Instructions to follow: Search the listing below for the word "index" and copy each line that holds it.

Dataset excerpts:

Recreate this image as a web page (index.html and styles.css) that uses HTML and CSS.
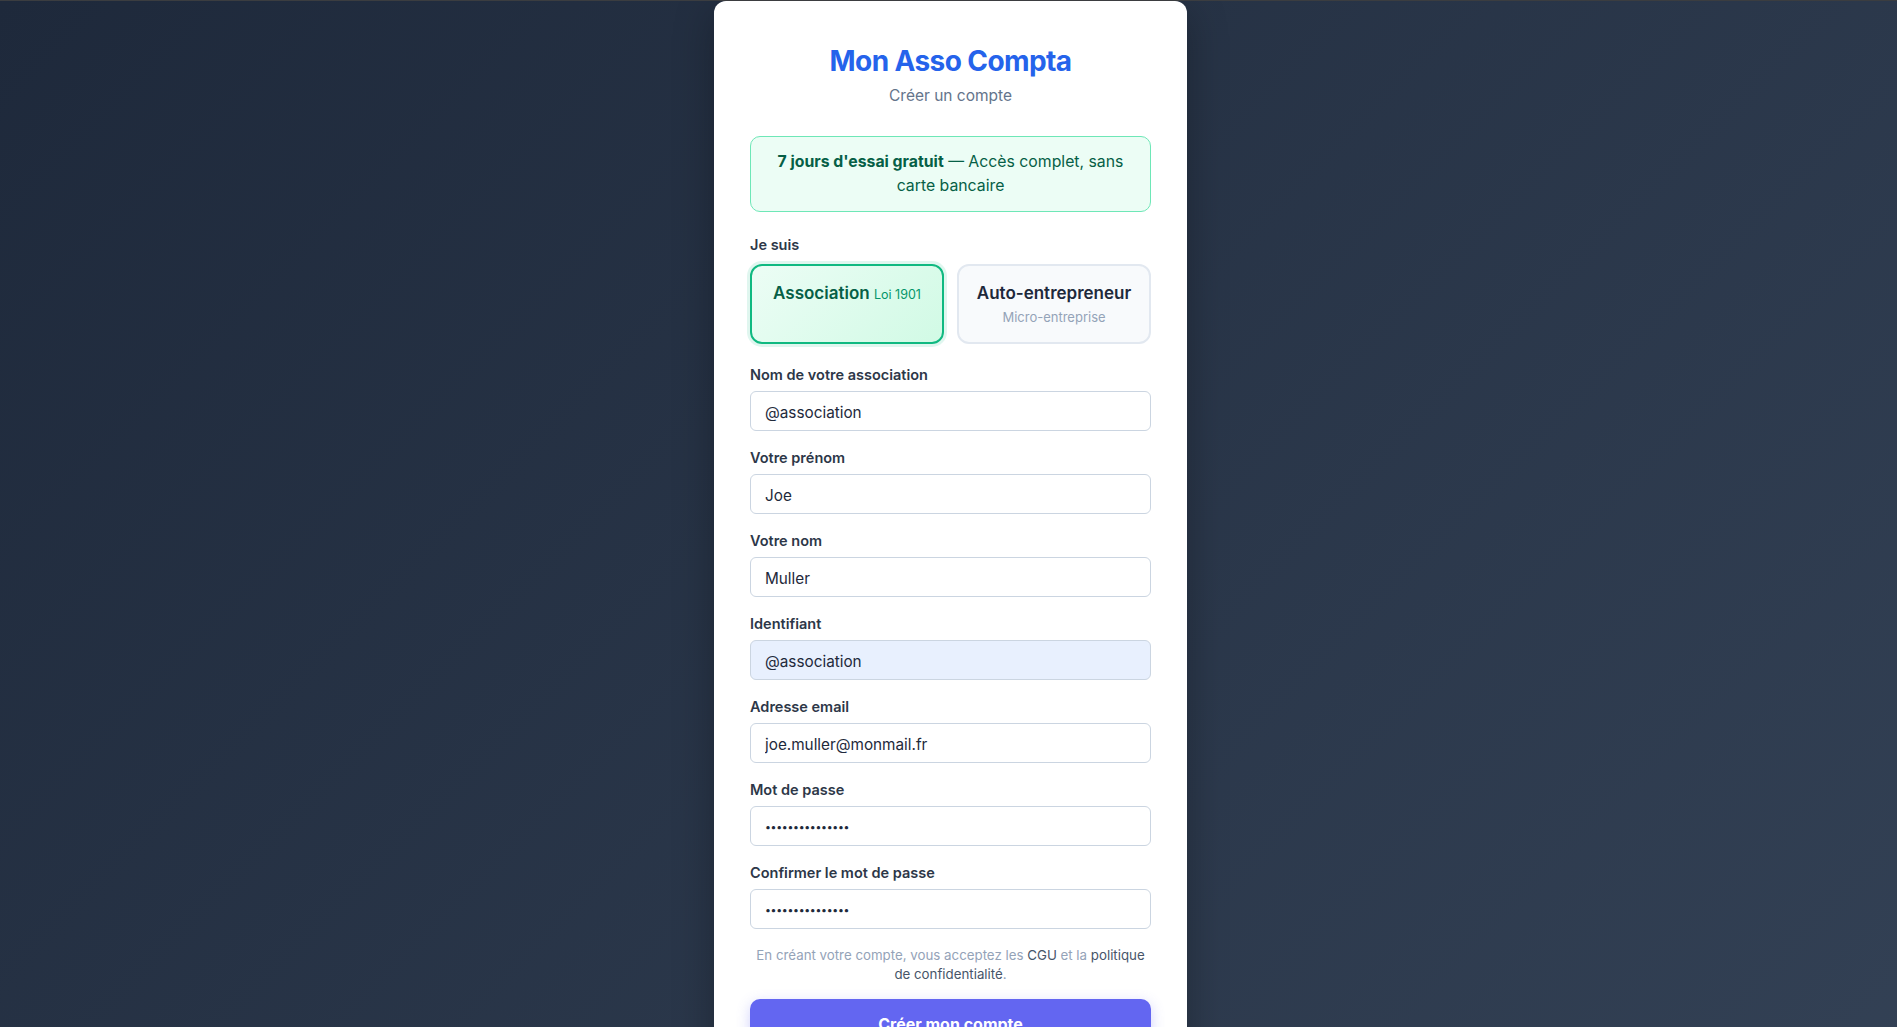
FILE: index.html
```html
<!DOCTYPE html>
<html lang="fr">
  <head>
    <meta charset="UTF-8" />
    <meta name="viewport" content="width=device-width, initial-scale=1.0" />
    <title>Mon Asso Compta - Créer un compte</title>
    <link rel="stylesheet" href="styles.css">
  </head>
  <body>
    <div class="container">
      <h1 class="brand">Mon Asso Compta</h1>
      <p class="subtitle">Créer un compte</p>

      <div class="trial-banner">
        <strong>7 jours d'essai gratuit</strong> — Accès complet, sans carte bancaire
      </div>

      <form id="signupForm">
        <div class="form-group type-group">
          <label class="type-label">Je suis</label>
          <div class="account-types">
            <button type="button" class="type-option active" onclick="selectType(this)">
              <span class="type-title">Association <small>Loi 1901</small></span>
            </button>
            <button type="button" class="type-option" onclick="selectType(this)">
              <span class="type-title">Auto-entrepreneur</span>
              <span class="type-sub">Micro-entreprise</span>
            </button>
          </div>
        </div>

        <div class="form-group">
          <label for="orgName">Nom de votre association</label>
          <input type="text" id="orgName" name="orgName" value="@association" />
        </div>
        <div class="form-group">
          <label for="firstname">Votre prénom</label>
          <input type="text" id="firstname" name="firstname" value="Joe" />
        </div>
        <div class="form-group">
          <label for="lastname">Votre nom</label>
          <input type="text" id="lastname" name="lastname" value="Muller" />
        </div>
        <div class="form-group">
          <label for="username">Identifiant</label>
          <input type="text" id="username" name="username" class="autofilled" value="@association" />
        </div>
        <div class="form-group">
          <label for="email">Adresse email</label>
          <input type="email" id="email" name="email" value="joe.muller@monmail.fr" />
        </div>
        <div class="form-group">
          <label for="password">Mot de passe</label>
          <input type="password" id="password" name="password" value="motdepasse12345" />
        </div>
        <div class="form-group">
          <label for="confirm">Confirmer le mot de passe</label>
          <input type="password" id="confirm" name="confirm" value="motdepasse12345" />
        </div>

        <p class="terms">
          En créant votre compte, vous acceptez les <a href="#">CGU</a> et la
          <a href="#">politique de confidentialité</a>.
        </p>

        <button type="submit" class="submit-btn">Créer mon compte</button>
        <div class="login-link">Déjà un compte ? <a href="#">Se connecter</a></div>
      </form>
    </div>

    <script>
      function selectType(btn) {
        document.querySelectorAll(".type-option").forEach(function (el) {
          el.classList.remove("active");
        });
        btn.classList.add("active");
      }

      document.getElementById("signupForm").addEventListener("submit", function (event) {
        event.preventDefault();
      });
    </script>
  </body>
</html>
```

FILE: styles.css
```css
body {
  font-family: Inter, "Noto Sans", Arial, sans-serif;
  margin: 0;
  padding: 0 0 0 4px;
  min-height: 100vh;
  background: linear-gradient(135deg, #1e293b 0%, #334155 100%);
  border-top: 1px solid #3b3d40;
  color: #334155;
  display: flex;
  justify-content: center;
  align-items: flex-start;
}

.container {
  width: 473px;
  box-sizing: border-box;
  background: #fff;
  padding: 44px 36px 36px;
  border-radius: 12px;
  box-shadow: 0 10px 40px rgba(0, 0, 0, 0.28);
}

.brand {
  margin: 0;
  text-align: center;
  font-size: 28px;
  line-height: 1.2;
  font-weight: 700;
  color: #2563eb;
  letter-spacing: -0.6px;
}

.subtitle {
  margin: 6px 0 0;
  text-align: center;
  font-size: 15.5px;
  line-height: 22px;
  color: #64748b;
}

.trial-banner {
  margin-top: 29px;
  padding: 13px 20px;
  background: #ecfdf5;
  border: 1px solid #6ee7b7;
  border-radius: 10px;
  text-align: center;
  font-size: 15.8px;
  line-height: 24px;
  color: #065f46;
}

.trial-banner strong {
  font-weight: 700;
}

form {
  margin-top: 23px;
}

.form-group {
  margin-bottom: 17px;
}

label {
  display: block;
  margin-bottom: 6px;
  font-size: 14.5px;
  line-height: 20px;
  font-weight: 600;
  color: #2d3748;
}

.type-group {
  margin-bottom: 21px;
}

.type-label {
  margin-bottom: 9px;
}

.account-types {
  display: grid;
  grid-template-columns: 1fr 1fr;
  gap: 13px;
}

.type-option {
  display: flex;
  flex-direction: column;
  align-items: center;
  padding: 16px 8px;
  border: 2px solid #e2e8f0;
  border-radius: 12px;
  background: #f8fafc;
  font-family: inherit;
  cursor: pointer;
  text-align: center;
}

.type-option.active {
  border-color: #10b981;
  background: linear-gradient(135deg, #ecfdf5 0%, #d1fae5 100%);
  box-shadow: 0 0 0 3px rgba(16, 185, 129, 0.13);
}

.type-title {
  font-size: 17px;
  line-height: 22px;
  font-weight: 600;
  color: #1e293b;
}

.type-option.active .type-title {
  color: #065f46;
}

.type-title small {
  font-size: 12.5px;
  font-weight: 400;
  color: #059669;
}

.type-sub {
  margin-top: 4px;
  font-size: 13px;
  line-height: 18px;
  color: #94a3b8;
}

input {
  width: 100%;
  height: 40px;
  padding: 4px 14px 0;
  border: 1px solid #cbd5e1;
  border-radius: 6px;
  box-sizing: border-box;
  font-family: inherit;
  font-size: 15.3px;
  color: #1e293b;
  background: #fff;
}

input:focus {
  border-color: #6366f1;
  outline: none;
}

input.autofilled {
  background: #e8f0fe;
}

input[type="password"] {
  font-size: 10.5px;
  letter-spacing: -0.3px;
}

.terms {
  margin: 2px 0 15px;
  padding: 0 4px;
  text-align: center;
  font-size: 13.3px;
  line-height: 19px;
  color: #94a3b8;
}

.terms a {
  color: #475569;
  text-decoration: none;
}

.submit-btn {
  width: 100%;
  padding: 15px;
  border: none;
  border-radius: 10px;
  background: #6366f1;
  color: #fff;
  font-family: inherit;
  font-size: 16px;
  font-weight: 700;
  cursor: pointer;
  box-shadow: 0 4px 14px rgba(99, 102, 241, 0.3);
}

.submit-btn:hover {
  background: #4f46e5;
}

.login-link {
  margin-top: 18px;
  text-align: center;
  font-size: 14px;
  color: #64748b;
}

.login-link a {
  color: #6366f1;
  text-decoration: none;
  font-weight: 600;
}
```
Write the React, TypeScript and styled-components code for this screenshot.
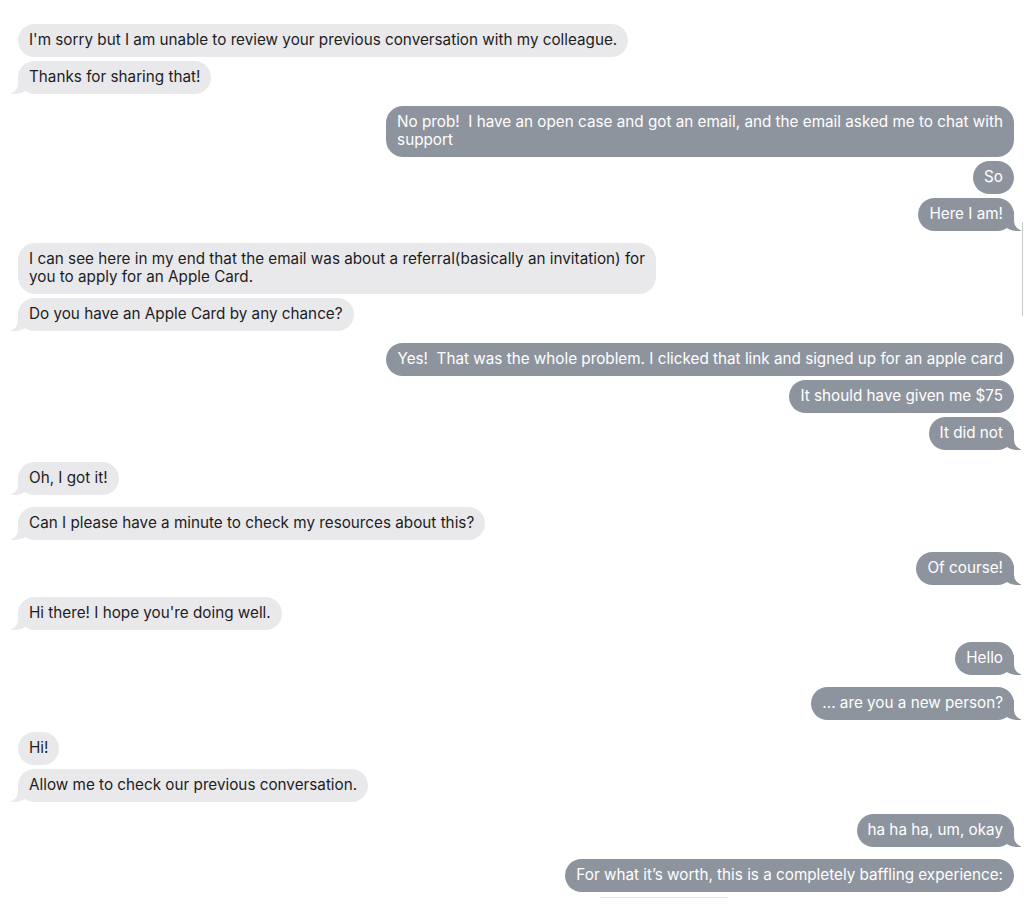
import React from "react";
import styled, { createGlobalStyle, css } from "styled-components";

type Side = "in" | "out";

interface MessageGroup {
  side: Side;
  messages: string[];
}

const thread: MessageGroup[] = [
  {
    side: "in",
    messages: [
      "I'm sorry but I am unable to review your previous conversation with my colleague.",
      "Thanks for sharing that!",
    ],
  },
  {
    side: "out",
    messages: [
      "No prob!  I have an open case and got an email, and the email asked me to chat with\nsupport",
      "So",
      "Here I am!",
    ],
  },
  {
    side: "in",
    messages: [
      "I can see here in my end that the email was about a referral(basically an invitation) for\nyou to apply for an Apple Card.",
      "Do you have an Apple Card by any chance?",
    ],
  },
  {
    side: "out",
    messages: [
      "Yes!  That was the whole problem. I clicked that link and signed up for an apple card",
      "It should have given me $75",
      "It did not",
    ],
  },
  { side: "in", messages: ["Oh, I got it!"] },
  { side: "in", messages: ["Can I please have a minute to check my resources about this?"] },
  { side: "out", messages: ["Of course!"] },
  { side: "in", messages: ["Hi there! I hope you're doing well."] },
  { side: "out", messages: ["Hello"] },
  { side: "out", messages: ["... are you a new person?"] },
  { side: "in", messages: ["Hi!", "Allow me to check our previous conversation."] },
  { side: "out", messages: ["ha ha ha, um, okay"] },
];

const lastGroup: MessageGroup = {
  side: "out",
  messages: ["For what it\u2019s worth, this is a completely baffling experience:"],
};

const GlobalStyle = createGlobalStyle`
  html, body {
    margin: 0;
    padding: 0;
    background: #ffffff;
    overflow: hidden;
  }
  body {
    font-family: "Inter", "Liberation Sans", sans-serif;
    -webkit-font-smoothing: antialiased;
  }
`;

const Thread = styled.div`
  display: flex;
  flex-direction: column;
  gap: 12px;
  height: 904px;
  box-sizing: border-box;
  padding: 24px 10px 0 18px;
  overflow: hidden;
`;

const Group = styled.div<{ $side: Side }>`
  display: flex;
  flex-direction: column;
  align-items: ${(p) => (p.$side === "out" ? "flex-end" : "flex-start")};
  gap: 4px;
`;

const inTail = css`
  &::before {
    left: -7px;
    background: #e9e9eb;
    border-bottom-right-radius: 15px;
  }
  &::after {
    left: -10px;
    border-bottom-right-radius: 10px;
  }
`;

const outTail = css`
  &::before {
    right: -7px;
    background: #8e949e;
    border-bottom-left-radius: 15px;
  }
  &::after {
    right: -10px;
    border-bottom-left-radius: 10px;
  }
`;

const Bubble = styled.div<{ $side: Side; $tail: boolean }>`
  position: relative;
  z-index: 0;
  padding: 7px 11px 8px;
  border-radius: 17px;
  font-size: 15.25px;
  line-height: 18px;
  white-space: pre;
  background: ${(p) => (p.$side === "out" ? "#8e949e" : "#e9e9eb")};
  color: ${(p) => (p.$side === "out" ? "#ffffff" : "#1d1d1f")};

  ${(p) =>
    p.$tail &&
    css`
      &::before,
      &::after {
        content: "";
        position: absolute;
        z-index: -1;
        bottom: 0;
        height: 20px;
      }
      &::before {
        width: 20px;
      }
      &::after {
        width: 10px;
        background: #ffffff;
      }
      ${p.$side === "out" ? outTail : inTail}
    `}
`;

const Preview = styled.div`
  display: flex;
  flex-direction: column;
  align-items: flex-start;
  gap: 6px;
  width: 380px;
  margin-right: 54px;
  margin-top: 1px;
`;

const PreviewEdge = styled.div<{ $width: number; $indent: number; $tone: string }>`
  width: ${(p) => p.$width}px;
  margin-left: ${(p) => p.$indent}px;
  height: 1px;
  border-radius: 1px;
  background: ${(p) => p.$tone};
`;

const ScrollThumb = styled.div`
  position: fixed;
  top: 222px;
  right: 1px;
  width: 1px;
  height: 94px;
  background: #c9c9cc;
`;

function App() {
  return (
    <>
      <GlobalStyle />
      <Thread>
        {thread.map((group, gi) => (
          <Group key={gi} $side={group.side}>
            {group.messages.map((text, mi) => (
              <Bubble
                key={mi}
                $side={group.side}
                $tail={mi === group.messages.length - 1}
              >
                {text}
              </Bubble>
            ))}
          </Group>
        ))}
        <Group $side={lastGroup.side}>
          {lastGroup.messages.map((text, mi) => (
            <Bubble key={mi} $side={lastGroup.side} $tail={false}>
              {text}
            </Bubble>
          ))}
          <Preview>
            <PreviewEdge $width={128} $indent={20} $tone="#e4e4ea" />
            <PreviewEdge $width={262} $indent={118} $tone="#f0f0f3" />
          </Preview>
        </Group>
      </Thread>
      <ScrollThumb />
    </>
  );
}

export default App;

Written response:
Recreate this image as a web page (index.html and styles.css) that uses HTML and CSS.
FILE: index.html
  z-index: 0;
        z-index: -1;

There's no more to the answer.